1. Starting a novel with a detailed description of the scene and weather without good reason. Long-winded descriptions are usually difficult to tolerate, especially when the novel is just starting. This ‘information dump’ is unnecessary and agents get a bad opinion of the entire novel if such introductions are used. Long descriptions of characters and backstories should also be avoided in the beginning.
2. Using clichés at the beginning of novels. The first part of a novel should be as unique as possible. Therefore, even if a word or phrase feels even slightly familiar, the author should avoid it.
3. Asking an agent for a detailed explanation of a rejection or critique of a submission. This is a definite no-no. Agents do not have enough time to read through countless novels, let alone give detailed explanations of why they have rejected them. An author should be grateful that the agent took time to review his book. Agents often give a clue as to why they have rejected novels.
4. Writing query letters like an amateur. There are many rules that should be followed when an author is writing query letters. When an author brags, grovels, and generally exposes his lack of professionalism, literary agents don’t pay any attention to his work.
5. Missing deadlines. Authors who send query letters usually promise to deliver part of their books or their synopses within a certain time. It is a mortal sin for an author to promise to deliver some of his work but fail to meet his own deadline. Agents deal with strict deadlines and any sign that an author will be unable to deliver work on time is discouraging for the agents.
6. Insisting on participating in the process.
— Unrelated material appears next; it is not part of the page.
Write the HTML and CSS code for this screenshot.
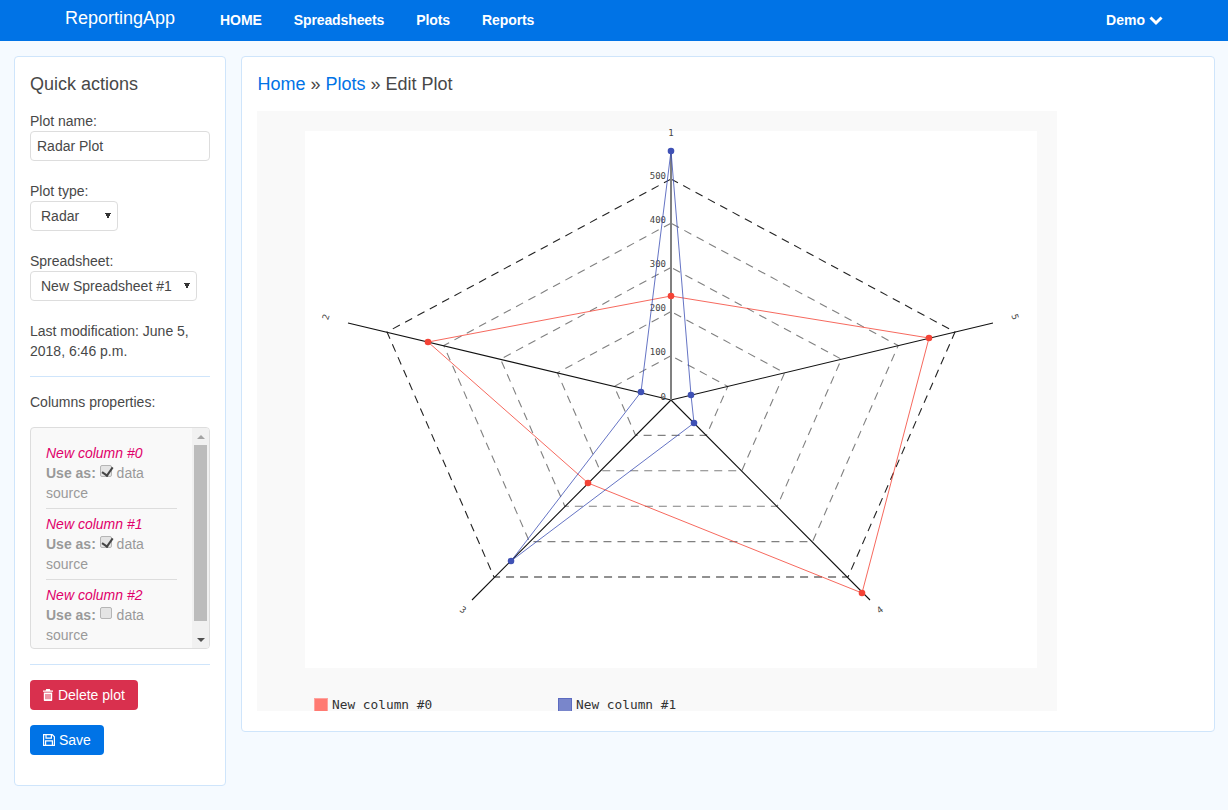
FILE: index.html
```html
<!DOCTYPE html>
<html lang="en">
<head>
    <meta charset="UTF-8">
    <meta name="viewport" content="width=device-width, initial-scale=1.0">
    <title>Edit Plot - ReportingApp</title>
    <link rel="stylesheet" href="styles.css">
</head>
<body>
    <nav class="navbar">
        <a class="brand" href="#">ReportingApp</a>
        <ul class="nav-links">
            <li><a href="#">HOME</a></li>
            <li><a href="#">Spreadsheets</a></li>
            <li><a href="#">Plots</a></li>
            <li><a href="#">Reports</a></li>
        </ul>
        <a class="user-menu" href="#">Demo
            <svg class="chevron" viewBox="0 0 14 10" width="14" height="10"><path d="M1.500 1.500 7 7 12.500 1.500" fill="none" stroke="#fff" stroke-width="3"/></svg>
        </a>
    </nav>

    <div class="page">
        <aside class="card sidebar">
            <h2 class="card-title">Quick actions</h2>

            <div class="form-group">
                <label for="plotName">Plot name:</label>
                <input id="plotName" class="field field-wide" type="text" value="Radar Plot">
            </div>
            <div class="form-group">
                <label for="plotType">Plot type:</label>
                <select id="plotType" class="field field-select field-type">
                    <option>Radar</option>
                </select>
            </div>
            <div class="form-group">
                <label for="sheet">Spreadsheet:</label>
                <select id="sheet" class="field field-select field-sheet">
                    <option>New Spreadsheet #1</option>
                </select>
            </div>

            <p class="modified">Last modification: June 5, 2018, 6:46 p.m.</p>
            <hr class="rule">
            <p class="columns-title">Columns properties:</p>

            <div class="columns-box">
                <div class="columns-list">
                    <div class="column-item">
                        <em>New column #0</em><br>
                        <b>Use as:</b> <input class="check" type="checkbox" checked> <span>data</span> <span>source</span>
                    </div>
                    <div class="column-item">
                        <em>New column #1</em><br>
                        <b>Use as:</b> <input class="check" type="checkbox" checked> <span>data</span> <span>source</span>
                    </div>
                    <div class="column-item">
                        <em>New column #2</em><br>
                        <b>Use as:</b> <input class="check" type="checkbox"> <span>data</span> <span>source</span>
                    </div>
                </div>
                <div class="scrollbar">
                    <div class="scroll-btn"><div class="arrow-up"></div></div>
                    <div class="scroll-track"><div class="scroll-thumb"></div></div>
                    <div class="scroll-btn"><div class="arrow-down"></div></div>
                </div>
            </div>

            <hr class="rule">

            <button class="btn btn-danger">
                <svg class="icon-trash" viewBox="0 0 10 12" width="10" height="12"><path fill="#fff" fill-rule="evenodd" d="M3.200 0h3.600l.6 1.400H10v1.300H0V1.400h2.600zM.8 3.400h8.400V11c0 .6-.4 1-1 1H1.800c-.6 0-1-.4-1-1zM2.500 5v5.300h1V5zM4.500 5v5.300h1V5zM6.500 5v5.300h1V5z"/></svg>
                Delete plot
            </button>
            <button class="btn btn-primary">
                <svg viewBox="0 0 12 12" width="12" height="12"><path fill="none" stroke="#fff" stroke-width="1.200" d="M.6.600h8.600l2.200 2.200v8.600H.6zM3 .8v3.400h5.400V.8M2.600 11.200V6.800h6.800v4.400"/></svg>
                Save
            </button>
        </aside>

        <main class="card content">
            <div class="breadcrumb"><a href="#">Home</a> » <a href="#">Plots</a> » Edit Plot</div>

            <svg class="chart" viewBox="257 111 800 600" width="800" height="600">
                <rect class="chart-bg" x="257" y="111" width="800" height="600"/>
                <rect x="305" y="131" width="732" height="537" fill="#fff"/>

                <!-- rings -->
                <polygon class="ring" points="671,355.800 614.200,386.400 635.600,435.400 706.400,435.400 727.800,386.400"/>
                <polygon class="ring" points="671,311.600 557.400,372.800 600.200,470.800 741.800,470.800 784.600,372.800"/>
                <polygon class="ring" points="671,267.400 500.600,359.200 564.800,506.200 777.200,506.200 841.400,359.200"/>
                <polygon class="ring" points="671,223.200 443.800,345.600 529.400,541.600 812.600,541.600 898.200,345.600"/>
                <polygon class="ring ring-outer" points="671,179 387,332 494,577 848,577 955,332"/>

                <!-- axes -->
                <path class="axis" d="M671 400 348 323M671 400 472 600M671 400 870 600M671 400 993 323"/>
                <path class="axis-top" d="M671 400V151"/>

                <!-- tick labels -->
                <g class="tick">
                    <text x="666" y="179">500</text>
                    <text x="666" y="223">400</text>
                    <text x="666" y="267">300</text>
                    <text x="666" y="311">200</text>
                    <text x="666" y="355">100</text>
                    <text x="666" y="400">0</text>
                </g>
                <g class="axis-label">
                    <text x="671" y="136">1</text>
                    <text transform="translate(326 317) rotate(-72)" y="3">2</text>
                    <text transform="translate(463 610) rotate(36)" y="3">3</text>
                    <text transform="translate(880 610) rotate(-36)" y="3">4</text>
                    <text transform="translate(1015 317) rotate(72)" y="3">5</text>
                </g>

                <!-- series -->
                <polygon class="series series-red" points="671,296 428,342 588,483 862,593 929,338"/>
                <polygon class="series series-blue" points="671,151 641,392 511,561 694,423 691,395"/>
                <g class="dots-red">
                    <circle cx="671" cy="296" r="3.300"/>
                    <circle cx="428" cy="342" r="3.300"/>
                    <circle cx="588" cy="483" r="3.300"/>
                    <circle cx="862" cy="593" r="3.300"/>
                    <circle cx="929" cy="338" r="3.300"/>
                </g>
                <g class="dots-blue">
                    <circle cx="671" cy="151" r="3.300"/>
                    <circle cx="641" cy="392" r="3.300"/>
                    <circle cx="511" cy="561" r="3.300"/>
                    <circle cx="694" cy="423" r="3.300"/>
                    <circle cx="691" cy="395" r="3.300"/>
                </g>

                <!-- legend -->
                <rect class="legend-red" x="314.500" y="698.500" width="13" height="13"/>
                <text class="legend-text" x="332" y="709">New column #0</text>
                <rect class="legend-blue" x="558.500" y="698.500" width="13" height="13"/>
                <text class="legend-text" x="576" y="709">New column #1</text>
            </svg>
        </main>
    </div>
</body>
</html>
```

FILE: styles.css
```css
* {
    box-sizing: border-box;
}

body {
    margin: 0;
    font-family: "Liberation Sans", Arial, sans-serif;
    font-size: 14px;
    line-height: 20px;
    color: #484848;
    background-color: #f5faff;
}

a {
    color: #0073e6;
    text-decoration: none;
}

.navbar {
    display: flex;
    align-items: center;
    height: 41px;
    padding: 0 65px 2px;
    background-color: #0073e6;
}

.brand {
    margin-right: 45px;
    margin-top: -4px;
    font-size: 18px;
    color: #fff;
}

.nav-links {
    display: flex;
    gap: 32px;
    margin: 0;
    padding: 0;
    list-style: none;
    letter-spacing: -0.1px;
}

.nav-links a,
.user-menu {
    font-weight: bold;
    color: #fff;
}

.user-menu {
    display: flex;
    align-items: center;
    gap: 4px;
    margin-left: auto;
}

.chevron {
    margin-top: 2px;
}

.page {
    display: flex;
    align-items: flex-start;
    gap: 15px;
    padding: 15px 13px 24px 14px;
}

.card {
    background-color: #fff;
    border: 1px solid #cfe5fb;
    border-radius: 4px;
    padding: 15px;
}

.sidebar {
    flex: 0 0 212px;
}

.content {
    flex: 1;
    padding-bottom: 20px;
}

.card-title {
    margin: 0 0 15px;
    font-size: 18px;
    font-weight: normal;
    line-height: 24px;
}

.form-group {
    margin-bottom: 20px;
}

.form-group label {
    display: block;
}

.field {
    display: block;
    height: 30px;
    font-family: inherit;
    font-size: 14px;
    color: #484848;
    background-color: #fff;
    border: 1px solid #ddd;
    border-radius: 4px;
}

.field-wide {
    width: 100%;
    padding: 0 6px;
}

.field-select {
    appearance: none;
    padding: 0 10px;
    background-image: linear-gradient(to top right, transparent 50%, #333 50%), linear-gradient(to top left, transparent 50%, #333 50%);
    background-repeat: no-repeat;
    background-size: 3px 6px;
    background-position: right 9px center, right 6px center;
}

.field-type {
    width: 88px;
}

.field-sheet {
    width: 167px;
}

.modified {
    margin: 0;
}

.rule {
    height: 1px;
    margin: 15px 0;
    border: 0;
    background-color: #cfe5fb;
}

.columns-title {
    margin: 0 0 15px;
}

.columns-box {
    display: flex;
    height: 222px;
    overflow: hidden;
    color: #999;
    background-color: #f9f9f9;
    border: 1px solid #ddd;
    border-radius: 4px;
}

.columns-list {
    flex: 1;
    overflow: hidden;
    padding: 15px 15px 0;
}

.scrollbar {
    display: flex;
    flex-direction: column;
    flex: 0 0 17px;
    background-color: #f1f1f1;
}

.scroll-btn {
    display: flex;
    align-items: center;
    justify-content: center;
    flex: 0 0 17px;
}

.arrow-up {
    border: solid transparent;
    border-width: 0 4px 4px;
    border-bottom-color: #a3a3a3;
}

.arrow-down {
    border: solid transparent;
    border-width: 4px 4px 0;
    border-top-color: #505050;
}

.scroll-track {
    flex: 1;
    padding: 0 2px;
}

.scroll-thumb {
    height: 176px;
    background-color: #bcbcbc;
}

.column-item {
    padding-bottom: 5px;
    margin-bottom: 5px;
    border-bottom: 1px solid #ddd;
}

.column-item:last-child {
    padding-bottom: 0;
    margin-bottom: 0;
    border-bottom: 0;
}

.column-item em {
    color: #e0006a;
}

.check {
    position: relative;
    appearance: none;
    width: 12px;
    height: 12px;
    margin: 0 1px 0 0;
    vertical-align: 1px;
    background-color: #e4e4e4;
    border: 1px solid #b5b5b5;
    border-radius: 2px;
}

.check:checked::after {
    content: "";
    position: absolute;
    left: 3px;
    top: -1px;
    width: 5px;
    height: 9px;
    border: solid #444;
    border-width: 0 2.500px 2.500px 0;
    transform: rotate(35deg);
}

.btn {
    display: block;
    height: 30px;
    padding: 0 13px;
    font-family: inherit;
    font-size: 14px;
    color: #fff;
    border: 0;
    border-radius: 4px;
}

.btn svg {
    vertical-align: -1px;
}

.icon-trash {
    margin-right: 1px;
}

.btn-danger {
    background-color: #d9304e;
    margin-bottom: 15px;
}

.btn-primary {
    background-color: #0073e6;
    margin-bottom: 15px;
}

.breadcrumb {
    margin-bottom: 15px;
    margin-left: 0.500px;
    font-size: 18px;
    line-height: 24px;
}

.chart {
    display: block;
}

.chart-bg {
    fill: #f9f9f9;
}

.ring {
    fill: none;
    stroke: #808080;
    stroke-width: 1.100;
    stroke-dasharray: 8 6;
}

.ring-outer {
    stroke: #222;
}

.axis {
    fill: none;
    stroke: #111;
    stroke-width: 1.100;
}

.axis-top {
    fill: none;
    stroke: #808080;
    stroke-width: 2;
}

.tick text {
    font-family: "DejaVu Sans Mono", monospace;
    font-size: 9px;
    text-anchor: end;
    fill: #444;
}

.axis-label text {
    font-family: "DejaVu Sans Mono", monospace;
    font-size: 9px;
    text-anchor: middle;
    fill: #444;
}

.series {
    fill: none;
    stroke-width: 1;
}

.series-red {
    stroke: #f44336;
    stroke-opacity: 0.8;
}

.series-blue {
    stroke: #3f51b5;
    stroke-opacity: 0.8;
}

.dots-red {
    fill: #f44336;
}

.dots-blue {
    fill: #3f51b5;
}

.legend-red {
    fill: #ff7a72;
    stroke: #ffa39e;
}

.legend-blue {
    fill: #7986cb;
    stroke: #5c6bc0;
}

.legend-text {
    font-family: "DejaVu Sans Mono", monospace;
    font-size: 12.800px;
    fill: #333;
}
```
An agent is a professional and he does not need any author demanding for his ideas to be considered. Authors who like to second-guess the advice they are given by agents are usually avoided by agents. If an author wants to be involved, his role should be that of a silent observer.
7. Querying without the right material. There are some agents who only represent works from particular genres. If an author submits work to them that belongs in another genre, the agents are definitely going to be annoyed.
8. Being a prima donna. You might be one of the lucky authors to land a book contract. However, this does not give you the right to suddenly become high-maintenance. You should be realistic in your requests to avoid getting in agents' bad books.
9. Using gimmicks to attract attention. Gimmicks seem pretentious and they are often more annoying than enjoyable.
10. Taking rejection with immaturity. You should always be gracious, even when your work gets rejected. Don’t start an online smear campaign against the agent for rejecting your book.